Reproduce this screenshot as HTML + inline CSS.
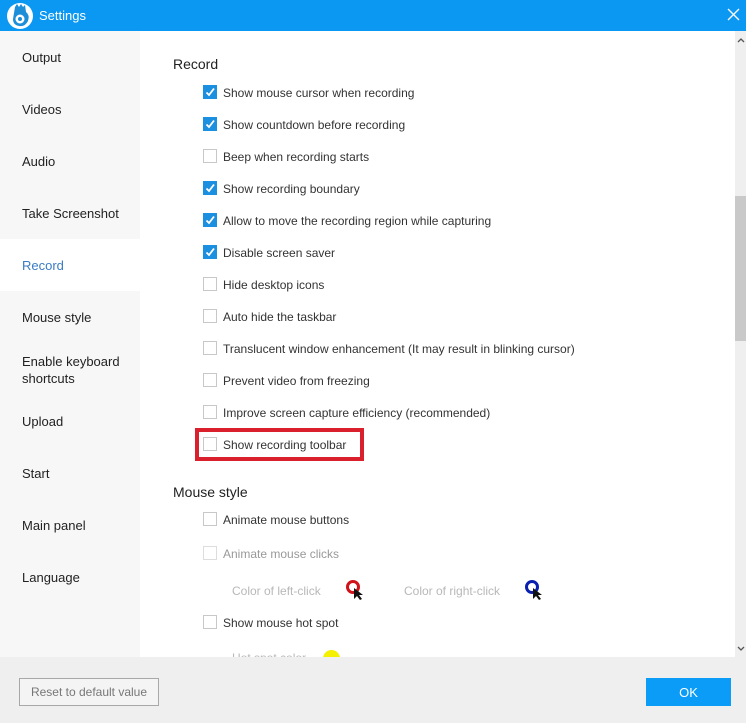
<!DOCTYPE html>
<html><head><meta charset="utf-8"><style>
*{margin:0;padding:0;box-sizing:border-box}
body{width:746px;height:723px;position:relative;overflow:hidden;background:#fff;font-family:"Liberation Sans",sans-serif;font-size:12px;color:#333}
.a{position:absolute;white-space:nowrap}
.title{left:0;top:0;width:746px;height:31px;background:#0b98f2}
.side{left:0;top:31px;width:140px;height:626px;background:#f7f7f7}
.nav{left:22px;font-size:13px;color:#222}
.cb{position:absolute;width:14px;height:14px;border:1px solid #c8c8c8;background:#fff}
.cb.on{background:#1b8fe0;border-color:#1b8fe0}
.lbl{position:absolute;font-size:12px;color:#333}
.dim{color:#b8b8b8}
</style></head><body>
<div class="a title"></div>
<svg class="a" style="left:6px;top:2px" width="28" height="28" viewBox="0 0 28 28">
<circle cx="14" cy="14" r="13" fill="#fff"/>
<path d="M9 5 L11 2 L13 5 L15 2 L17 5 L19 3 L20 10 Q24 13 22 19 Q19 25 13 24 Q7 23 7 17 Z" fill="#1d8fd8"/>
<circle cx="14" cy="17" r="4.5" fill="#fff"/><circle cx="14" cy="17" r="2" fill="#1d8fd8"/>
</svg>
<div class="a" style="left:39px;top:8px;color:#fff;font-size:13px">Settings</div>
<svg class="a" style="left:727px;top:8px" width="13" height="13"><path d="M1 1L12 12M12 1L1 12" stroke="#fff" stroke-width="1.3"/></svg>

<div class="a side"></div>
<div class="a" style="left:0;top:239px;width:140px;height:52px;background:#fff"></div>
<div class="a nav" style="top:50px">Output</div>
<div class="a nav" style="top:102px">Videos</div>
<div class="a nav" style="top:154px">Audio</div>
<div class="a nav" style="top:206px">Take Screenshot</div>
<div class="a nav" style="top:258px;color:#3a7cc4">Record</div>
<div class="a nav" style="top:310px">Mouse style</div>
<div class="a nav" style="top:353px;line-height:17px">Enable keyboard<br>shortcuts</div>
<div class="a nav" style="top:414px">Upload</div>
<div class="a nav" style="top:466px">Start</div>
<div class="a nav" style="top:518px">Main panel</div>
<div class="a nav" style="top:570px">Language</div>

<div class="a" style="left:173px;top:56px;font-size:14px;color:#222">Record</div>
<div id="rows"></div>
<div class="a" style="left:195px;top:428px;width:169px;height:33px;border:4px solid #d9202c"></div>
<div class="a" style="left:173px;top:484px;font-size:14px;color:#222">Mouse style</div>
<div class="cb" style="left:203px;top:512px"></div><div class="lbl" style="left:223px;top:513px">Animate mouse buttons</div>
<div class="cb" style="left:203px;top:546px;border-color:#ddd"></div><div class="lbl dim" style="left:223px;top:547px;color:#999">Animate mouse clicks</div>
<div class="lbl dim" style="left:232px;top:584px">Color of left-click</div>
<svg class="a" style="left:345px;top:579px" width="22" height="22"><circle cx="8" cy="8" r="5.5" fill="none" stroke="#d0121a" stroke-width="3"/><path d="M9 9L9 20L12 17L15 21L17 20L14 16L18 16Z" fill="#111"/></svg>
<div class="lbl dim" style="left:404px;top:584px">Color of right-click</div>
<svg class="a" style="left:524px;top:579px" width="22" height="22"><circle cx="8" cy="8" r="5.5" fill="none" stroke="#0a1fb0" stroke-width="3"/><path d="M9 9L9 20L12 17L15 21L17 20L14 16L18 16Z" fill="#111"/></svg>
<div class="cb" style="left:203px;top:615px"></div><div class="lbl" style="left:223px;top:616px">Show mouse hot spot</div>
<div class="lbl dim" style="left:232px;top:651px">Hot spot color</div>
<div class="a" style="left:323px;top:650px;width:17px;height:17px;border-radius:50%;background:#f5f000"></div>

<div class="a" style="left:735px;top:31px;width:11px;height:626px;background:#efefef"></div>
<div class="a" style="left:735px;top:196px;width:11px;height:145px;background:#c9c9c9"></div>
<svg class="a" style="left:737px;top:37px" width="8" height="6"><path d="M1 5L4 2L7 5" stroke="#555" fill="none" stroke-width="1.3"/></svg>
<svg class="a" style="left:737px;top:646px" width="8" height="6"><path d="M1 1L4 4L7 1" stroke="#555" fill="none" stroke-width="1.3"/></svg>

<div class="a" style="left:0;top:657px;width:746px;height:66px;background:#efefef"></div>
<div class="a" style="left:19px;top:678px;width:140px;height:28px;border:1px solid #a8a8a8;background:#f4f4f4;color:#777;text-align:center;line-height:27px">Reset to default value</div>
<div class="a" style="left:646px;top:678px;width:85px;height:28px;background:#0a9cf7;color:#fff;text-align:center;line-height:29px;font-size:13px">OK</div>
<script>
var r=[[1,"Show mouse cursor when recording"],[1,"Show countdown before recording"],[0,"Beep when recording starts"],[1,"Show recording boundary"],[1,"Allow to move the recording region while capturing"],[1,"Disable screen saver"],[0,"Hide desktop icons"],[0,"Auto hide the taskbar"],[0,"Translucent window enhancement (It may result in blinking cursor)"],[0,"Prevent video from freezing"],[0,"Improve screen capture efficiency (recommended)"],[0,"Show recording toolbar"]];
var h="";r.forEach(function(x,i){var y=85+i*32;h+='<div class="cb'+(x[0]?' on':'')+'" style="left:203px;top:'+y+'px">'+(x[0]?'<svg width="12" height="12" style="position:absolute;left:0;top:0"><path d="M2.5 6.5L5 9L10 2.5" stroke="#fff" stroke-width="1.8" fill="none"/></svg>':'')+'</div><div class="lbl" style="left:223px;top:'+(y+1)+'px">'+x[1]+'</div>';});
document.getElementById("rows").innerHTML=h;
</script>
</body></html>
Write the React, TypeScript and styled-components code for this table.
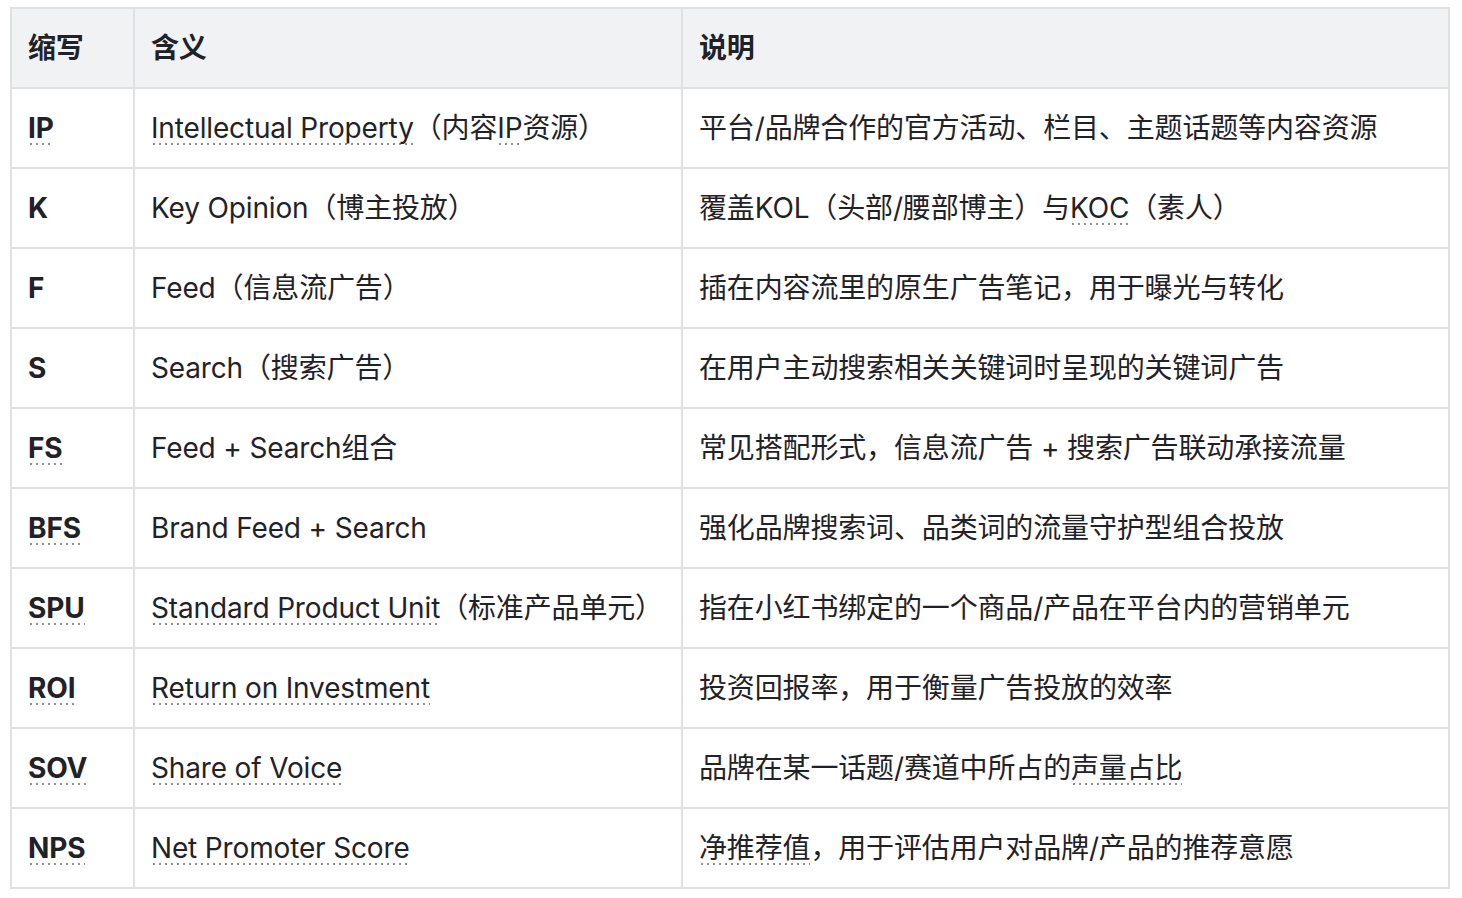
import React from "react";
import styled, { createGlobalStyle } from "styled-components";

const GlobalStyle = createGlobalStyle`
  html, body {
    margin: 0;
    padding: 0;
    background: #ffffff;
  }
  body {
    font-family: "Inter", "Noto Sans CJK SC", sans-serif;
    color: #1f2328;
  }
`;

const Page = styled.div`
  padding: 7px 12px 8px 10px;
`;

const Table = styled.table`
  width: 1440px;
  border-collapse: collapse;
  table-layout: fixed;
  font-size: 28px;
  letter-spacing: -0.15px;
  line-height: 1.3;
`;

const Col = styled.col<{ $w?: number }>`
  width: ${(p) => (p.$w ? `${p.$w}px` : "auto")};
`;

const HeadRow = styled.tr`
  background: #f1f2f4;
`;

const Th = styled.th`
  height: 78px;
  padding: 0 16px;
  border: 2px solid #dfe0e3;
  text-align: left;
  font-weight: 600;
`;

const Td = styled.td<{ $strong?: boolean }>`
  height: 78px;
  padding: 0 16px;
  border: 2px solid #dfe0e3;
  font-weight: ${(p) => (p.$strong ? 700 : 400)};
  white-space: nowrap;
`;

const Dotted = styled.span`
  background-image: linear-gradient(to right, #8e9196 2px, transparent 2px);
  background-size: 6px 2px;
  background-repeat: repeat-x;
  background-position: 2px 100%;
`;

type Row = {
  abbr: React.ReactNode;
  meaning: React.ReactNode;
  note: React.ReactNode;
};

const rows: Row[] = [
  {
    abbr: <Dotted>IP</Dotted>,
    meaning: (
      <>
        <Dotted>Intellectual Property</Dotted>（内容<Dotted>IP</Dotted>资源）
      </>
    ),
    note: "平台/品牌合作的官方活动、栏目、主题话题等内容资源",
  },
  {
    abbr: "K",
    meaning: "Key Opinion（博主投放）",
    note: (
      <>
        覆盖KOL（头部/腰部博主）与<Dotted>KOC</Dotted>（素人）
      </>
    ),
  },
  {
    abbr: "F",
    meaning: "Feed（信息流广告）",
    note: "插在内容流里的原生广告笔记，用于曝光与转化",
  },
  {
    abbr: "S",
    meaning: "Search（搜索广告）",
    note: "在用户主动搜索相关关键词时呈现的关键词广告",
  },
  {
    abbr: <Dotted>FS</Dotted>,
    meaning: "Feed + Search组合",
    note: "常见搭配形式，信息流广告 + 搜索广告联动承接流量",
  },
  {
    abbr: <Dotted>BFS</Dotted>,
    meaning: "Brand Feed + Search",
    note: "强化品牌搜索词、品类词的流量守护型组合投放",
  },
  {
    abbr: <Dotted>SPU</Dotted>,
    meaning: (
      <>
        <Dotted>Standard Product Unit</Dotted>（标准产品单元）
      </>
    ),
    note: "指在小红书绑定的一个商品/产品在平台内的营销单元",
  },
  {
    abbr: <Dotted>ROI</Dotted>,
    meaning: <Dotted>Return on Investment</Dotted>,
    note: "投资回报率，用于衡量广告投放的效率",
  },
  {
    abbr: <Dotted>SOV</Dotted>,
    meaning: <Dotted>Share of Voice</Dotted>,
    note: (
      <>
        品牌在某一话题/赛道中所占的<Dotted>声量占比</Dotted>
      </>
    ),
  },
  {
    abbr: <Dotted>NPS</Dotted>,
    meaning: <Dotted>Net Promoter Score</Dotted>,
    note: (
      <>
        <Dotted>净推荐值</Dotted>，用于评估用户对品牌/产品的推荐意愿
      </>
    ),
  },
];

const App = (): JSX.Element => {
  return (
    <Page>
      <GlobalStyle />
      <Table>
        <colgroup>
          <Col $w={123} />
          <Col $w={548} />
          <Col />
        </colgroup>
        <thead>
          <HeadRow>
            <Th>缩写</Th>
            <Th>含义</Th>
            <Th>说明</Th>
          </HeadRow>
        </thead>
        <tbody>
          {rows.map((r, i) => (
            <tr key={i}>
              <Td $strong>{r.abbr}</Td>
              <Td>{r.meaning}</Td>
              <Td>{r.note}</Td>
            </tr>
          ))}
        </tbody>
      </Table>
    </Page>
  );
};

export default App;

* [Stated task]
Check the data for the word "this" and pull out the lines that have it.

* [Exercise answer]
Reproduce this screenshot as HTML + inline CSS.
Write the React, TypeScript and styled-components code for this table.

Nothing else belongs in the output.